Our view: Hold
Share price: 573p (-0.5p)
Investors do not look to water companies for short-term thrills, and the sector does not disappoint. Yesterday's half-year trading update from United Utilities is a case in point. It confirmed that the company is trading in line with forecasts. And the nearest thing to excitement – the five-year regulated pricing settlement imposed by Ofwat last November? Well, it is panning out as anticipated.
United is Britain's largest listed water company, with seven million customers in the North-east of England. In line with the Ofwat settlement, it is being forced to cut prices by 4.3 per cent in the first year, and it is on course to report a lower operating profit this year than last.
But it is working hard to cut costs, improve efficiency and ensure that it returns to growth. In the short term, its chief executive, Philip Green, is selling out of all non-regulated activities. United has disposed of £600m of assets around the world in the past 12 months. With the consistent focus on core activities and the low cost of its debt portfolio, Mr Green said yesterday that United was "well positioned to deliver outperformance over the 2010-15 regulatory period".
Even with this year's lower profit, and the full-year dividend reduced by 12.5 per cent to 30p, United Utilities is an attractive stock.
Jonathan Jackson, the head of equities at Killik & Co, said: "For those investors looking for a degree of protection against inflation over the next five years, United Utilities is a worthwhile investment and currently offers a 5.3 per cent prospective yield."

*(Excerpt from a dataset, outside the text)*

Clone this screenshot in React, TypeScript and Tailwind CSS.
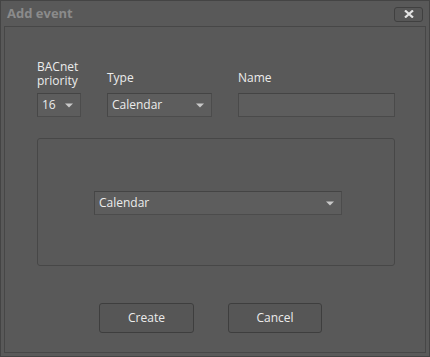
import React from "react";

// small light triangle used in the dropdowns
function Caret() {
  return (
    <svg width="8" height="5" viewBox="0 0 8 5" className="shrink-0">
      <path d="M0 0.5 H8 L4 4.5 Z" fill="#c9c9c9" />
    </svg>
  );
}

function Select({ value, className }: { value: string; className: string }) {
  return (
    <div
      className={
        "flex h-[24px] items-center justify-between border border-[#4c4c4c] border-t-[#444444] border-l-[#474747] bg-[#5d5d5d] pl-[4px] pr-[7px] text-[12px] text-[#ececec] " +
        className
      }
    >
      <span>{value}</span>
      <Caret />
    </div>
  );
}

export default function App() {
  return (
    <div
      className="flex h-[357px] w-[430px] flex-col border border-[#444444] bg-[#595959] px-[3px] pb-[3px]"
      style={{ fontFamily: '"Open Sans", "Noto Sans", sans-serif' }}
    >
      {/* title bar */}
      <div className="flex h-[25px] items-center justify-between pl-[3px] pr-[3px]">
        <span className="text-[13px] font-bold text-[#8b8b8b]">Add event</span>
        <button className="mt-[1px] flex h-[15px] w-[29px] items-center justify-center rounded-[3px] border border-[#404040] bg-[#575757]">
          <svg width="10" height="8" viewBox="0 0 10 8">
            <path d="M1 0.5 L9 7.5 M9 0.5 L1 7.5" stroke="#e4e4e4" strokeWidth="2.2" />
          </svg>
        </button>
      </div>

      {/* body */}
      <div className="flex flex-1 flex-col border border-[#474747] pl-[32px] pt-[33px]">
        <div className="flex items-end text-[12px] leading-[14px] text-[#ececec]">
          <div className="flex w-[70px] flex-col gap-[5px]">
            <span>
              BACnet
              <br />
              priority
            </span>
            <Select value="16" className="w-[44px]" />
          </div>
          <div className="flex w-[131px] flex-col gap-[8px]">
            <span>Type</span>
            <Select value="Calendar" className="w-[105px]" />
          </div>
          <div className="flex flex-col gap-[8px]">
            <span>Name</span>
            <div className="h-[24px] w-[157px] border border-[#4a4a4a] border-t-[#444444] bg-[#5d5d5d]" />
          </div>
        </div>

        <div className="mt-[21px] flex h-[128px] w-[358px] items-start rounded-[3px] border border-[#474747] pl-[56px] pt-[52px]">
          <Select value="Calendar" className="w-[248px] pl-[3px]" />
        </div>

        <div className="mt-[37px] flex gap-[34px] pl-[62px] text-[12px] text-[#ececec]">
          <button className="h-[30px] w-[95px] rounded-[3px] border border-[#3e3e3e] bg-[#565656]">
            Create
          </button>
          <button className="h-[30px] w-[94px] rounded-[3px] border border-[#3e3e3e] bg-[#565656]">
            Cancel
          </button>
        </div>
      </div>
    </div>
  );
}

For investors moving into utilities from elsewhere, there may be better options. But for existing holders of United Utilities, the outlook is reliably stable, so hold.
Our view: Sell
Share price: 8.5p (-0.5p)
Readers of a certain generation may well remember the vinyl-spinning antics of Bruno Brookes, the former Radio 1 disc jockey. Investors in his Immedia Group, which provides bespoke radio stations for shops, may not be quite so enamoured.
The shares were placed at 113.5p when the company listed on the Alternative Investment Market in 2003, and hit a peak of 121p the following year. But that was as good as it got, because the stock price fell as fast as Chesney Hawkes's singing career, to 24p in 2006. The shares are now sitting at about 9p with little prospect of much upside. And Immedia's results for the first half of the year were hardly music to the ears yesterday.
It is a tough time for the company. The radio industry has been struggling for a while, and the retail environment still bears the scars of recession. Immedia reported yesterday that its first-half operating loss had widened from £40,615 in the first half of 2009 to £100,375 this year. Revenues retreated slightly to £1.71m.
Brookes, who is chief executive of Immedia, said the results reflected the "difficult conditions prevailing in the UK" as well as a change in the mix of business. He said the company had slashed its costs and was looking forward to the launch of a new service before the end of the year. That mystery launch may be Immedia's salvation but we remain sceptical. Sell.
Our view: Buy
Share price: 146.5p (-11.5p)
Shares in Songbird Estates fell by about 7 per cent last night following the release of the property company's half-year figures, but the slide had more to do with fresh plans for a cash call.
The group, which owns most of the Canary Wharf complex in London, detailed a fully underwritten open offer to raise net proceeds of £135m. The money will be used to refinance a £135m shareholder loan from the time of the company's fund-raising last year. Importantly, it removes an overhang and allows Songbird to simplify its balance sheet, which is positive news.
In terms of performance, its net asset value of 178p per share at the end of June was lower than some expected. But, as Evolution highlighted, it made sense, given that Songbird took a hit from the lease incentive on the Lehman Brothers building being written off.
We await more detail on JPMorgan's site at Riverside South. Reports that the US investment bank may leave the premises and move into the Lehman building at 25 Bank Street were noted in The Independent earlier this month. But if JPMorgan does change its plans, given the previous writedown on the value of the property and assuming comparable valuations and a lease of 15 to 25 years, Songbird's NAV could rise by about 20p to 25p per share, according to analysts at KBC.
This, coupled with the fact that the shares continue to trade at a chunky discount to NAV, points to a buy.